October - 'Muscle Memory' EP
[Caravan Recordings]
[March 2010]
90%
After a year long hiatus, Bristol based October aka Jules Smith and his Caravan Recordings imprint are back with a bang (well, more of a skewed analogue pulse than a bang, actually).
The Bristol based stoner-techno champ last allowed us a glimpse into his world in early 2009 with his Recession Mix Volume 1. It was a glitchy stomp through all manner of twisted techno and dub influences, and it stood out for its texture and roughness amongst a myriad of other, mostly pallid comps.

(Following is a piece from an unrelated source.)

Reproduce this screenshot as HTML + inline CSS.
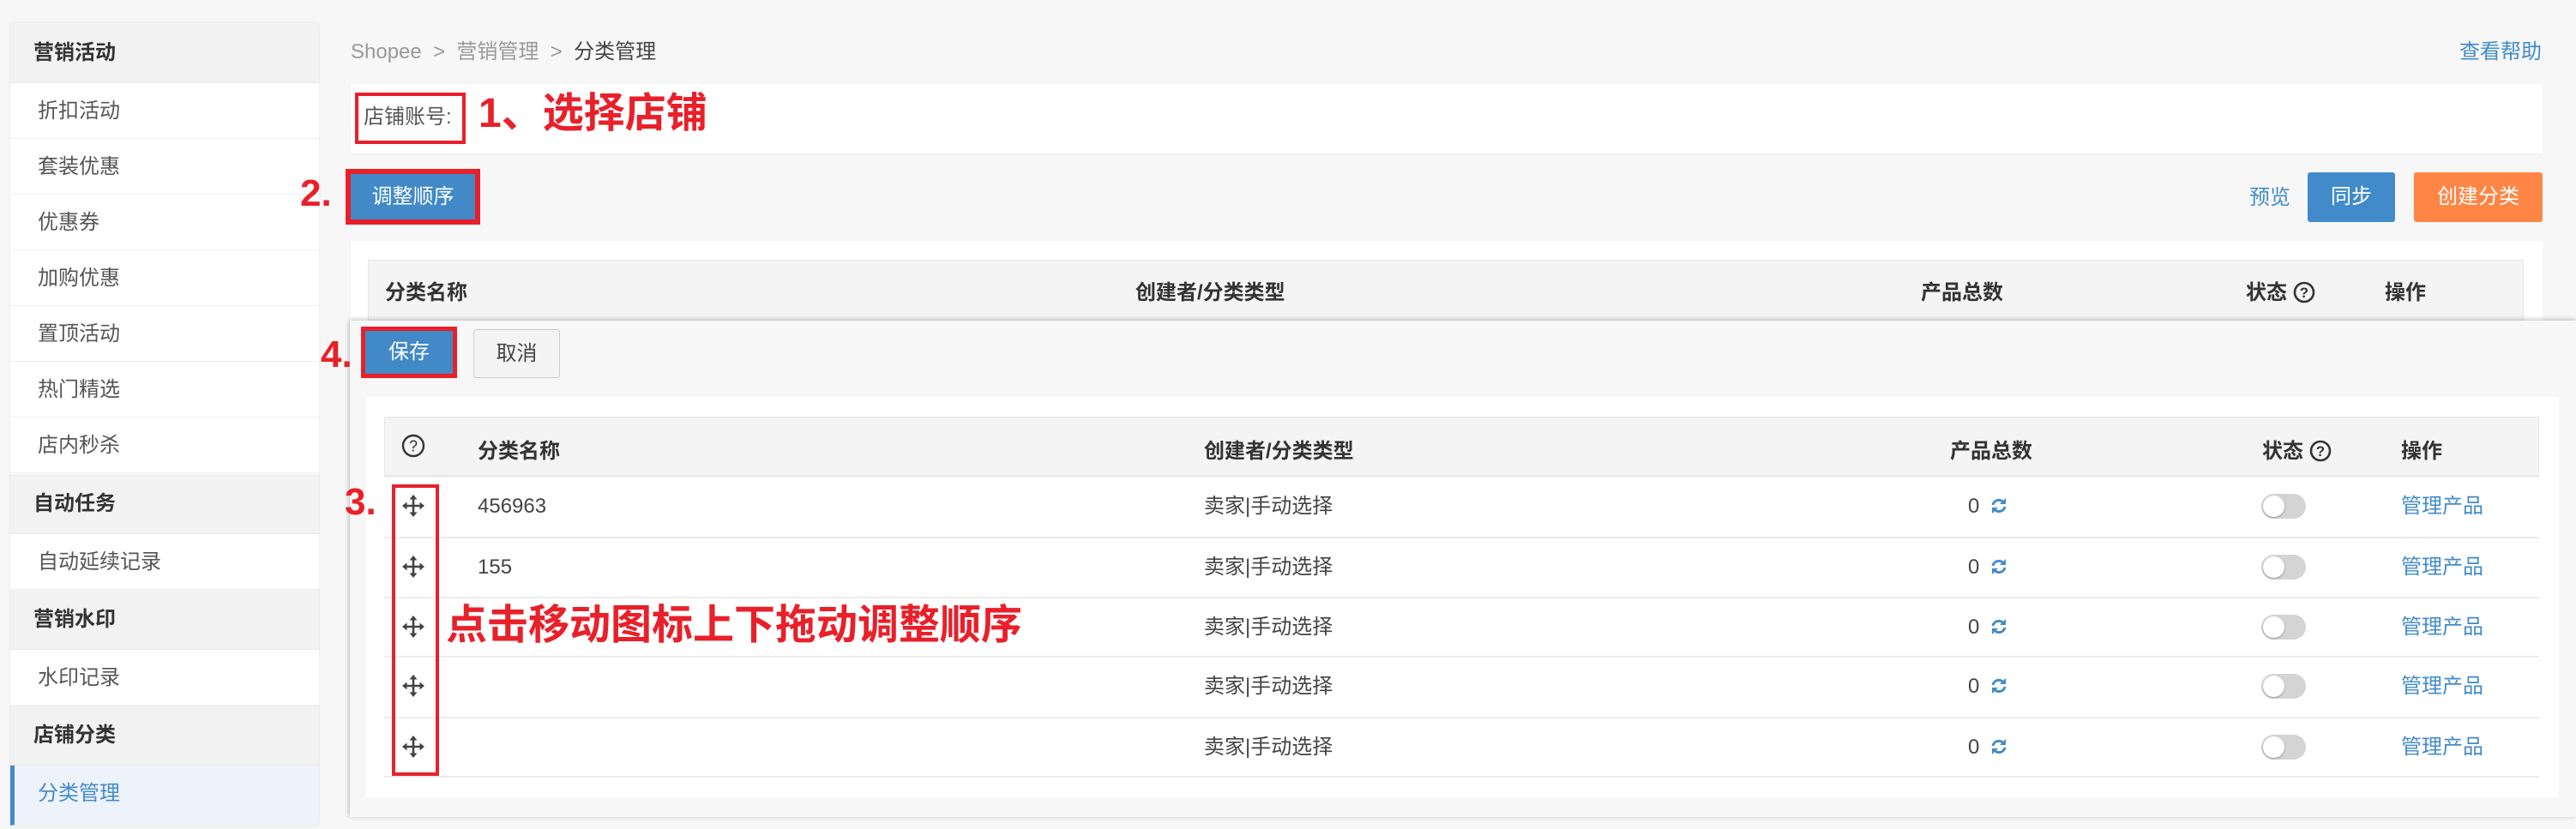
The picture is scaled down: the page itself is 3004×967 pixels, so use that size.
<!DOCTYPE html>
<html><head><meta charset="utf-8"><style>
*{margin:0;padding:0;box-sizing:border-box}
body{width:3004px;height:967px;background:#f7f7f7;font-family:"Liberation Sans","Noto Sans CJK SC",sans-serif;font-size:24px;color:#333;position:relative;overflow:hidden}
.a{position:absolute}
.side{left:12px;top:27px;width:360px;height:936px;background:#fff;box-shadow:0 0 4px rgba(0,0,0,.08)}
.sh{position:absolute;left:0;width:360px;height:70px;background:#f2f2f2;font-weight:bold;color:#333;line-height:70px;padding-left:27px;border-bottom:1px solid #e8e8e8}
.si{position:absolute;left:0;width:360px;height:65px;background:#fff;color:#555;line-height:65px;padding-left:32px;border-bottom:1px solid #eee}
.red{color:#e8202a;font-weight:bold}
.rbox{position:absolute;border:4px solid #e8202a}
.btn{position:absolute;color:#fff;text-align:center;border-radius:3px}
.th{position:absolute;font-weight:bold;color:#333}
.row{position:absolute;left:448px;width:2513px;height:70px;border-top:2px solid #ececec;background:#fff}
.row span{position:absolute;top:0;line-height:68px;color:#444}
.row span.link{color:#428bca}
.tog{position:absolute;width:52px;height:29px;border-radius:15px;background:#d4d4d4}
.tog:after{content:"";position:absolute;left:2px;top:2px;width:25px;height:25px;border-radius:50%;background:#fff;box-shadow:0 1px 2px rgba(0,0,0,.3)}
.link{color:#428bca}
</style></head><body>
<div class="a side">
<div class="sh" style="top:0">营销活动</div>
<div class="si" style="top:70px">折扣活动</div>
<div class="si" style="top:135px">套装优惠</div>
<div class="si" style="top:200px">优惠券</div>
<div class="si" style="top:265px">加购优惠</div>
<div class="si" style="top:330px">置顶活动</div>
<div class="si" style="top:395px">热门精选</div>
<div class="si" style="top:460px">店内秒杀</div>
<div class="sh" style="top:526px">自动任务</div>
<div class="si" style="top:596px">自动延续记录</div>
<div class="sh" style="top:661px">营销水印</div>
<div class="si" style="top:731px">水印记录</div>
<div class="sh" style="top:796px">店铺分类</div>
<div class="si" style="top:866px;background:#eef2fa;color:#428bca;border-left:5px solid #428bca;padding-left:27px;height:70px">分类管理</div>
</div>

<div class="a" style="left:409px;top:46px;line-height:30px;color:#999">Shopee &nbsp;&gt;&nbsp; 营销管理 &nbsp;&gt;&nbsp; <span style="color:#444">分类管理</span></div>
<div class="a link" style="right:40px;top:46px;line-height:30px">查看帮助</div>

<div class="a" style="left:409px;top:98px;width:2556px;height:81px;background:#fff;box-shadow:0 1px 2px rgba(0,0,0,.05)"></div>
<div class="rbox" style="left:414px;top:108px;width:129px;height:60px"></div>
<div class="a" style="left:424px;top:122px;color:#555;line-height:30px">店铺账号:</div>
<div class="a red" style="left:558px;top:104px;font-size:48px;line-height:58px">1、选择店铺</div>

<div class="a red" style="left:350px;top:198px;font-size:44px;line-height:56px">2.</div>
<div class="btn" style="left:403px;top:197px;width:157px;height:65px;background:#e8202a;border-radius:0"></div>
<div class="btn" style="left:409px;top:203px;width:145px;height:53px;background:#4189c7;border-radius:0;line-height:53px">调整顺序</div>

<div class="a link" style="left:2623px;top:216px;line-height:30px">预览</div>
<div class="btn" style="left:2691px;top:201px;width:102px;height:58px;background:#428bca;line-height:58px">同步</div>
<div class="btn" style="left:2815px;top:201px;width:150px;height:58px;background:#ff8545;line-height:58px">创建分类</div>

<div class="a" style="left:409px;top:281px;width:2556px;height:120px;background:#fff"></div>
<div class="a" style="left:429px;top:303px;width:2514px;height:80px;background:#f4f4f4;border:1px solid #e6e6e6"></div>
<div class="th" style="left:449px;top:321px">分类名称</div>
<div class="th" style="left:1324px;top:321px">创建者/分类类型</div>
<div class="th" style="left:2240px;top:321px">产品总数</div>
<div class="th" style="left:2619px;top:321px">状态 <svg width="26" height="26" viewBox="0 0 26 26" style="vertical-align:-5px"><circle cx="13" cy="13" r="11" fill="none" stroke="#333" stroke-width="2.6"/><text x="13" y="19" text-anchor="middle" font-size="17" font-weight="bold" font-family="Liberation Sans" fill="#333">?</text></svg></div>
<div class="th" style="left:2781px;top:321px">操作</div>

<!-- overlay -->
<div class="a" style="left:408px;top:374px;width:2596px;height:579px;background:#f7f7f7;box-shadow:0 -2px 5px rgba(0,0,0,.15),-2px 0 5px rgba(0,0,0,.12)"></div>
<div class="a red" style="left:374px;top:386px;font-size:44px;line-height:56px">4.</div>
<div class="btn" style="left:421px;top:381px;width:112px;height:60px;background:#e8202a;border-radius:0"></div>
<div class="btn" style="left:426px;top:386px;width:102px;height:50px;background:#4189c7;border-radius:0;line-height:50px">保存</div>
<div class="btn" style="left:552px;top:384px;width:101px;height:57px;background:#f4f4f4;border:1px solid #ccc;color:#444;line-height:55px">取消</div>

<div class="a" style="left:427px;top:463px;width:2557px;height:467px;background:#fff"></div>
<div class="a" style="left:448px;top:486px;width:2513px;height:69px;background:#f4f4f4;border:1px solid #e6e6e6"></div>
<svg class="a" style="left:467px;top:505px" width="30" height="30" viewBox="0 0 30 30"><circle cx="15" cy="15" r="12" fill="none" stroke="#333" stroke-width="2.4"/><text x="15" y="21.5" text-anchor="middle" font-size="18" font-family="Liberation Sans" fill="#333">?</text></svg>
<div class="th" style="left:557px;top:506px">分类名称</div>
<div class="th" style="left:1404px;top:506px">创建者/分类类型</div>
<div class="th" style="left:2274px;top:506px">产品总数</div>
<div class="th" style="left:2638px;top:506px">状态 <svg width="26" height="26" viewBox="0 0 26 26" style="vertical-align:-5px"><circle cx="13" cy="13" r="11" fill="none" stroke="#333" stroke-width="2.6"/><text x="13" y="19" text-anchor="middle" font-size="17" font-weight="bold" font-family="Liberation Sans" fill="#333">?</text></svg></div>
<div class="th" style="left:2800px;top:506px">操作</div>

<div class="row" style="top:555px"><span style="left:109px">456963</span><span style="left:956px">卖家|手动选择</span><span style="left:1847px">0</span><span style="left:2352px" class="link">管理产品</span></div>
<div class="row" style="top:626px"><span style="left:109px">155</span><span style="left:956px">卖家|手动选择</span><span style="left:1847px">0</span><span style="left:2352px" class="link">管理产品</span></div>
<div class="row" style="top:696px"><span style="left:956px">卖家|手动选择</span><span style="left:1847px">0</span><span style="left:2352px" class="link">管理产品</span></div>
<div class="row" style="top:765px"><span style="left:956px">卖家|手动选择</span><span style="left:1847px">0</span><span style="left:2352px" class="link">管理产品</span></div>
<div class="row" style="top:836px;height:71px;border-bottom:2px solid #ececec"><span style="left:956px">卖家|手动选择</span><span style="left:1847px">0</span><span style="left:2352px" class="link">管理产品</span></div>

<svg class="a" style="left:0;top:0" width="3004" height="967">
<defs>
<g id="mv" fill="#444" stroke="#444">
<path d="M-10 0H10M0 -10V10" stroke-width="2.6" fill="none"/>
<path d="M0 -13L-4.5 -7.5H4.5Z M0 13L-4.5 7.5H4.5Z M-13 0L-7.5 -4.5V4.5Z M13 0L7.5 -4.5V4.5Z" stroke="none"/>
</g>
<g id="rf" fill="none" stroke="#428bca" stroke-width="3">
<path d="M-7 -1A7 7 0 0 1 6 -3"/><path d="M7 1A7 7 0 0 1 -6 3"/>
<path d="M8 -9V-2H1Z M-8 9V2H-1Z" fill="#428bca" stroke="none"/>
</g>
</defs>
<use href="#mv" x="482" y="590"/><use href="#mv" x="482" y="661"/><use href="#mv" x="482" y="731"/><use href="#mv" x="482" y="800"/><use href="#mv" x="482" y="871"/>
<use href="#rf" x="2331" y="590"/><use href="#rf" x="2331" y="661"/><use href="#rf" x="2331" y="731"/><use href="#rf" x="2331" y="800"/><use href="#rf" x="2331" y="871"/>
</svg>
<div class="tog" style="left:2637px;top:576px"></div>
<div class="tog" style="left:2637px;top:647px"></div>
<div class="tog" style="left:2637px;top:717px"></div>
<div class="tog" style="left:2637px;top:786px"></div>
<div class="tog" style="left:2637px;top:857px"></div>

<div class="rbox" style="left:457px;top:565px;width:55px;height:340px"></div>
<div class="a red" style="left:402px;top:558px;font-size:44px;line-height:56px">3.</div>
<div class="a red" style="left:520px;top:701px;font-size:48px;line-height:58px">点击移动图标上下拖动调整顺序</div>
</body></html>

Happily, October’s managed to pull the same trick once again with this, his two track Memory Man EP which is stuffed to shit with buzzy analogue niceness.
A-side ‘Flat Top Muscle’ is full of pent-up angst: prying squirms struggle in the background like druggy, sleep-depriving paranoia and the muted, bottom-end nastiness they make for percolate endlessly, looking for a way to break through and take over the track. But they never do. Instead, they continues to writhe about and effervesce in the background whilst the beat kicks a little funkier and detracts your mind from the latent malice. For its niggling, brooding intrigue, ‘Flat Top Muscle’ is hard to ignore.
It’s the flip that sent shivers down our spin the first time we heard it, though… ‘Memory Man’ is, quite frankly, an absolute monster. The first three and half minutes are skipping, bassy atmospheres with taught and tense noises dropping in and out - in its own right a nice track, but October doesn't let it end there....
Instead, as it plays on, things crumble down to pure ambience for a whole calm minute before a heavy breakbeat brings the track back to life and a simultaneously downward tumbling melody line and upward soaring synth twists your mind like would, I imagine, a big line of M-Cat /Ketamine mixed: first your mind and mood gets lead up to an airy high, but it's then quickly dragged down into a dark, K-hole low.
'Memory Man' is deliciously raw and alive with its analogue edge, fullsome blips and warbles and contradiction of upper vs downer. Neither dubstep or techno, nor even dubstepno or techstep, this B side (like the whole package) is instead an un-categorisable bump though all manner of mindstates, emotions and genres, and is an absolute winner as a result.